Nally also doesn’t view Drop Everything as a “festival”. “I almost feel like we’re a temporary village,” she says, “with a diverse community of artists, builders, cooks and teachers ... We can commission an artist, build a library or a skatepark, and produce a school show all at once. Drop Everything’s value system is the same today as it was on day one. It is built on generosity and respect. Respect for the community of the island, the community we create, the environment surrounding us, and the creatures we share space with.”

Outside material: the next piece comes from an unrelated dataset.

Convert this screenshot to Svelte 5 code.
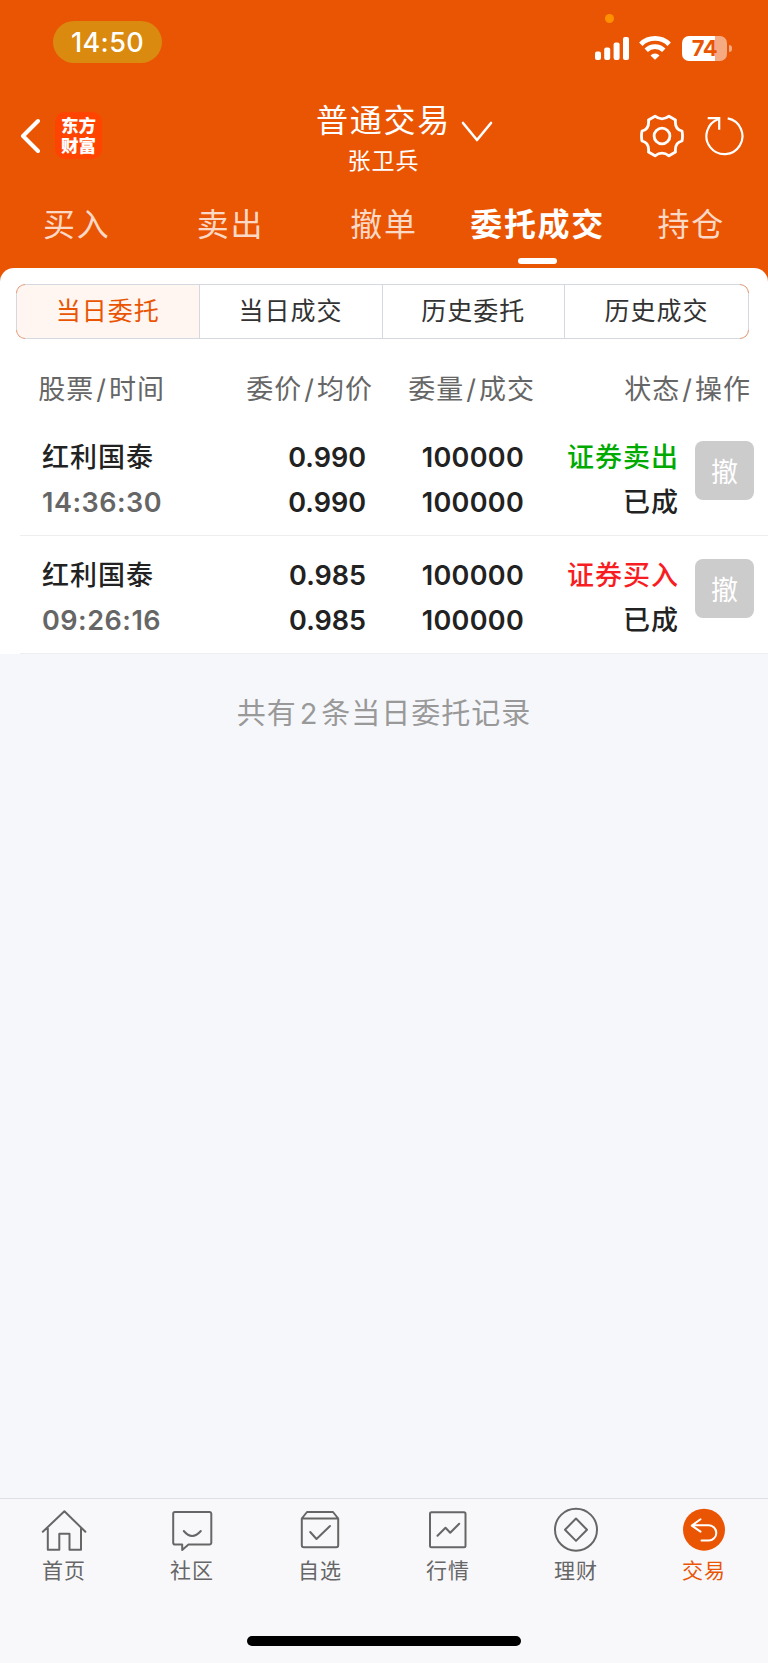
<script>
  const tabs = ['买入', '卖出', '撤单', '委托成交', '持仓'];
  const filters = ['当日委托', '当日成交', '历史委托', '历史成交'];
  const columns = [
    ['股票', '时间'],
    ['委价', '均价'],
    ['委量', '成交'],
    ['状态', '操作']
  ];

  const orders = [
    { name: '红利国泰', time: '14:36:30', price: '0.990', avg: '0.990', amount: '100000', filled: '100000', type: '证券卖出', side: 'sell', status: '已成' },
    { name: '红利国泰', time: '09:26:16', price: '0.985', avg: '0.985', amount: '100000', filled: '100000', type: '证券买入', side: 'buy', status: '已成' }
  ];

  const navItems = [
    { id: 'home', label: '首页' },
    { id: 'community', label: '社区' },
    { id: 'watchlist', label: '自选' },
    { id: 'market', label: '行情' },
    { id: 'wealth', label: '理财' },
    { id: 'trade', label: '交易' }
  ];

  let activeTab = $state(3);
  let activeFilter = $state(0);
  let activeNav = $state('trade');
</script>

<div class="app">
  <header class="header">
    <div class="status">
      <span class="status__time">14:50</span>
      <div class="status__icons">
        <i class="status__dot"></i>
        <svg class="signal" width="34" height="24" viewBox="0 0 34 24" fill="#fff">
          <rect x="0" y="15.5" width="6" height="8.5" rx="2" />
          <rect x="9.2" y="11.5" width="6" height="12.5" rx="2" />
          <rect x="18.6" y="6.5" width="6" height="17.5" rx="2" />
          <rect x="28" y="1" width="6" height="23" rx="2" />
        </svg>
        <svg class="wifi" width="32" height="24" viewBox="0 0 32 24">
          <g fill="none" stroke="#fff" stroke-width="4.8">
            <path d="M1.8 8.2a20.4 20.4 0 0 1 28.4 0" />
            <path d="M7.2 14.2a12.6 12.6 0 0 1 17.6 0" />
          </g>
          <path d="M16 23.7l-4.5-4.3a6.5 6.5 0 0 1 9 0z" fill="#fff" />
        </svg>
        <div class="battery"><span>74</span></div>
      </div>
    </div>

    <div class="titlebar">
      <div class="titlebar__left">
        <svg width="20" height="36" viewBox="0 0 20 36" fill="none" stroke="#fff" stroke-width="4" stroke-linecap="round" stroke-linejoin="round">
          <path d="M18 3L3 18l15 15" />
        </svg>
        <div class="logo"><span>东方</span><span>财富</span></div>
      </div>
      <div class="titlebar__center">
        <h1>
          普通交易
          <svg class="titlebar__arrow" width="32" height="22" viewBox="0 0 32 22" fill="none" stroke="#fff" stroke-width="2.6" stroke-linecap="round" stroke-linejoin="round">
            <path d="M2 2l14 17L30 2" />
          </svg>
        </h1>
        <p>张卫兵</p>
      </div>
      <div class="titlebar__right">
        <svg width="44" height="44" viewBox="-22 -22 44 44" fill="none" stroke="#fff" stroke-width="2.8" stroke-linejoin="round">
          <circle r="7.9" />
          <path d="M-7-19.8Q0-14.5 7-19.8L13.5-16Q12.5-6.5 20-5Q21 0 20 5Q12.5 6.5 13.5 16L7 19.8Q0 14.5-7 19.8L-13.5 16Q-12.5 6.5-20 5Q-21 0-20-5Q-12.5-6.5-13.5-16Z" />
        </svg>
        <svg width="40" height="42" viewBox="0 0 40 42" fill="none" stroke="#fff" stroke-width="2.2">
          <path d="M23.7 4.4A18 18 0 1 1 14.8 5" />
          <path d="M3.7 4.2h11.5v11.5" />
        </svg>
      </div>
    </div>

    <nav class="tabs">
      {#each tabs as tab, i}
        <button class="tab" class:tab--active={activeTab === i} onclick={() => (activeTab = i)}>{tab}</button>
      {/each}
    </nav>
  </header>

  <main class="panel">
    <div class="filters">
      {#each filters as filter, i}
        <button class="filter" class:filter--active={activeFilter === i} onclick={() => (activeFilter = i)}>{filter}</button>
      {/each}
    </div>

    <div class="columns">
      {#each columns as [first, second]}
        <span>{first}<i>/</i>{second}</span>
      {/each}
    </div>

    {#each orders as order}
      <div class="order">
        <div class="order__cell order__cell--left">
          <span class="cjk">{order.name}</span>
          <span class="order__time">{order.time}</span>
        </div>
        <div class="order__cell">
          <span>{order.price}</span>
          <span>{order.avg}</span>
        </div>
        <div class="order__cell order__cell--qty">
          <span>{order.amount}</span>
          <span>{order.filled}</span>
        </div>
        <div class="order__cell">
          <span class="cjk {order.side}">{order.type}</span>
          <span class="cjk">{order.status}</span>
        </div>
        <button class="cancel" disabled>撤</button>
      </div>
    {/each}
  </main>

  <p class="summary">共有<span>2</span>条当日委托记录</p>

  <footer class="bottom">
    <nav class="bottom__nav">
      {#each navItems as item}
        <button class="nav-item" class:nav-item--active={activeNav === item.id} onclick={() => (activeNav = item.id)}>
          <svg width="48" height="48" viewBox="0 0 48 48" fill="none" stroke="currentColor" stroke-width="2" stroke-linejoin="round" stroke-linecap="round">
            {#if item.id === 'home'}
              <path d="M2.8 25.8L24.4 5.2l21 20.6M7.8 22v21.8h11.5V27.8h10.2v16h11.5V22" />
            {:else if item.id === 'community'}
              <path d="M7 6h34.5a1.8 1.8 0 0 1 1.8 1.8v29a1.8 1.8 0 0 1-1.8 1.8H20.5L14.2 44v-5.4H7a1.8 1.8 0 0 1-1.8-1.8v-29A1.8 1.8 0 0 1 7 6z" />
              <path d="M15.8 25q8.2 10 17 0" />
            {:else if item.id === 'watchlist'}
              <path d="M5.8 12.5L11 6h26l5.2 6.5v26.7a2 2 0 0 1-2 2H7.8a2 2 0 0 1-2-2zM5.8 12.5h36.4" />
              <path d="M14.2 26l6.3 7 13.5-13" />
            {:else if item.id === 'market'}
              <rect x="6" y="6.2" width="35.5" height="35" rx="1.5" />
              <path d="M13.5 29.7l8-8 4.7 5 9-9" />
            {:else if item.id === 'wealth'}
              <circle cx="24" cy="23.7" r="21" />
              <path d="M24 12.5l11 11.2-11 11.2-11-11.2z" />
            {:else}
              <circle cx="24" cy="23.7" r="21" fill="currentColor" stroke="none" />
              <path d="M20.5 13.3l-8.7 6.3 8.7 6M12.5 19.3h16.2a7.6 7.6 0 0 1 0 15.2H21.5" stroke="#fff" />
            {/if}
          </svg>
          <span>{item.label}</span>
        </button>
      {/each}
    </nav>
    <div class="home-indicator"></div>
  </footer>
</div>

<style>
  :global(body) {
    margin: 0;
    background: #f6f7fa;
  }

  .app {
    display: flex;
    flex-direction: column;
    width: 768px;
    height: 1663px;
    overflow: hidden;
    background: #f6f7fa;
    color: #222;
    font-family: Inter, "Noto Sans CJK SC", sans-serif;
    font-weight: 400;
  }

  button {
    padding: 0;
    border: 0;
    background: none;
    color: inherit;
    font: inherit;
  }

  h1,
  p {
    margin: 0;
    font-weight: 400;
  }

  svg {
    display: block;
  }

  /* Header */
  .header {
    height: 282px;
    flex: none;
    background: #ea5504;
    color: #fff;
  }

  .status {
    display: flex;
    justify-content: space-between;
    height: 96px;
    box-sizing: border-box;
    padding: 21px 41px 0 53px;
  }

  .status__time {
    width: 109px;
    height: 42px;
    border-radius: 21px;
    background: #d98a0f;
    font-size: 27px;
    font-weight: 500;
    line-height: 43px;
    letter-spacing: 0.4px;
    text-align: center;
  }

  .status__icons {
    position: relative;
    display: flex;
    align-items: flex-start;
    height: 40px;
    padding-top: 15px;
  }

  .status__dot {
    position: absolute;
    top: -7px;
    left: 10px;
    width: 9px;
    height: 9px;
    border-radius: 50%;
    background: #ff9100;
  }

  .wifi {
    margin-left: 10px;
  }

  .battery {
    position: relative;
    width: 45px;
    height: 25px;
    margin-left: 11px;
    border-radius: 7px;
    background: linear-gradient(90deg, #fff 33px, #f5aa82 33px);
    color: #ea5504;
    font-size: 22px;
    font-weight: 700;
    line-height: 25px;
    letter-spacing: -0.5px;
    text-align: center;
  }

  .battery::after {
    content: '';
    position: absolute;
    top: 9px;
    right: -5px;
    width: 3px;
    height: 7px;
    border-radius: 0 3px 3px 0;
    background: #f5aa82;
  }

  .titlebar {
    display: grid;
    grid-template-columns: 1fr auto 1fr;
    align-items: start;
    height: 93px;
    padding: 0 23px 0 20px;
  }

  .titlebar__left {
    display: flex;
    align-items: center;
    gap: 15px;
    padding-top: 16px;
  }

  .logo {
    display: flex;
    flex-direction: column;
    justify-content: center;
    width: 47px;
    height: 47px;
    border-radius: 10px;
    background: #ff4400;
    font-size: 17.5px;
    font-weight: 900;
    line-height: 19.5px;
    text-align: center;
  }

  .titlebar__center {
    padding: 1px 0 0 2px;
    text-align: center;
  }

  .titlebar__center h1 {
    position: relative;
    font-size: 32px;
    line-height: 48px;
    letter-spacing: 1.7px;
  }

  .titlebar__center p {
    font-size: 23px;
    line-height: 32px;
    letter-spacing: 1px;
  }

  .titlebar__arrow {
    position: absolute;
    top: 24px;
    left: calc(100% + 10px);
  }

  .titlebar__right {
    display: flex;
    justify-content: flex-end;
    gap: 20px;
    padding: 18px 1px 0 0;
  }

  .tabs {
    display: grid;
    grid-template-columns: repeat(5, 1fr);
    height: 79px;
  }

  .tab {
    position: relative;
    height: 70px;
    color: #fbd9c6;
    font-size: 32px;
    line-height: 72px;
    letter-spacing: 1.7px;
  }

  .tab--active {
    color: #fff;
    font-weight: 700;
  }

  .tab--active::after {
    content: '';
    position: absolute;
    bottom: -5px;
    left: 50%;
    width: 39px;
    height: 6px;
    margin-left: -19.5px;
    border-radius: 3px;
    background: #fff;
  }

  /* Orders */
  .panel {
    margin-top: -14px;
    padding-top: 16px;
    border-radius: 14px 14px 0 0;
    background: #fff;
  }

  .filters {
    position: relative;
    display: grid;
    grid-template-columns: repeat(4, 1fr);
    height: 55px;
    box-sizing: border-box;
    margin: 0 19px 0 16px;
    border: 1px solid #d5d8de;
    border-radius: 9px;
  }

  /* tinted corners of the segmented control */
  .filters::after {
    content: '';
    position: absolute;
    inset: -1px;
    border: 1px solid #ee9468;
    border-radius: 9px;
    mask-image: linear-gradient(90deg, #000 9px, transparent 9px, transparent calc(100% - 9px), #000 calc(100% - 9px)),
      linear-gradient(#000 9px, transparent 9px, transparent calc(100% - 9px), #000 calc(100% - 9px));
    mask-composite: intersect;
    pointer-events: none;
  }

  .filter {
    height: 53px;
    border-right: 1px solid #d5d8de;
    color: #333;
    font-size: 25px;
    line-height: 53px;
    letter-spacing: 1px;
  }

  .filter:last-child {
    border-right: 0;
  }

  .filter--active {
    border-radius: 8px 0 0 8px;
    background: #fff5f1;
    color: #ea5504;
  }

  .columns {
    display: grid;
    grid-template-columns: 128px 208px 162px 216px;
    padding: 32px 0 9px 37px;
    color: #666;
    font-size: 27px;
    line-height: 38px;
    letter-spacing: 1px;
    text-align: right;
    white-space: nowrap;
  }

  .columns i {
    margin: 0 2px;
    font-style: normal;
  }

  .order {
    display: grid;
    grid-template-columns: 121px 203px 158px 155px 59px;
    height: 118px;
    box-sizing: border-box;
    margin-left: 20px;
    padding: 20px 0 0 22px;
    border-bottom: 1px solid #eee;
    font-size: 27px;
    font-weight: 600;
  }

  .order__cell {
    display: flex;
    flex-direction: column;
    align-items: flex-end;
    gap: 5px;
    line-height: 40px;
    white-space: nowrap;
  }

  .order__cell--left {
    align-items: flex-start;
  }

  .order__cell--qty {
    letter-spacing: 0.3px;
  }

  .order__time {
    color: #666;
    letter-spacing: 0.5px;
  }

  .cjk {
    font-weight: 500;
    letter-spacing: 1px;
  }

  .sell {
    color: #0a0;
  }

  .buy {
    color: #f81d22;
  }

  .cancel {
    width: 59px;
    height: 59px;
    margin: 3px 0 0 16px;
    border-radius: 8px;
    background: #ccc;
    color: #fff;
    font-size: 27px;
    font-weight: 400;
  }

  .summary {
    padding-top: 39px;
    color: #999;
    font-size: 29px;
    line-height: 42px;
    letter-spacing: 1px;
    text-align: center;
  }

  .summary span {
    margin: 0 3px;
  }

  /* Bottom bar */
  .bottom {
    height: 165px;
    box-sizing: border-box;
    margin-top: auto;
    border-top: 1px solid #dedfe2;
    background: #f8f8fb;
  }

  .bottom__nav {
    display: grid;
    grid-template-columns: repeat(6, 1fr);
    height: 137px;
    padding-top: 7px;
    box-sizing: border-box;
  }

  .nav-item {
    display: flex;
    flex-direction: column;
    align-items: center;
    color: #666;
    font-size: 21px;
    line-height: 34px;
    letter-spacing: 1px;
  }

  .nav-item--active {
    color: #ea5504;
  }

  .home-indicator {
    width: 274px;
    height: 10px;
    margin: 0 auto;
    border-radius: 5px;
    background: #000;
  }
</style>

Nally’s immediate plans involve creating a template of the education programme that could be adopted by other communities. More than a decade into Drop Everything, Nally says what she’s most proud of is the feedback from parents regarding the positive impact of the education programme on young people, “particularly around confidence and breaking through shyness”. Many collaborations and creative projects have also emerged from people meeting at Drop Everything. Nally says: “I get a lot of people telling me that the weekender helped them make big life decisions, or it marked the end of a tough time for them ... hearing that in some small way Drop Everything gave people a break, or support that they needed at a certain time, kind of reassures me that having this very elaborate hobby maybe has some value.”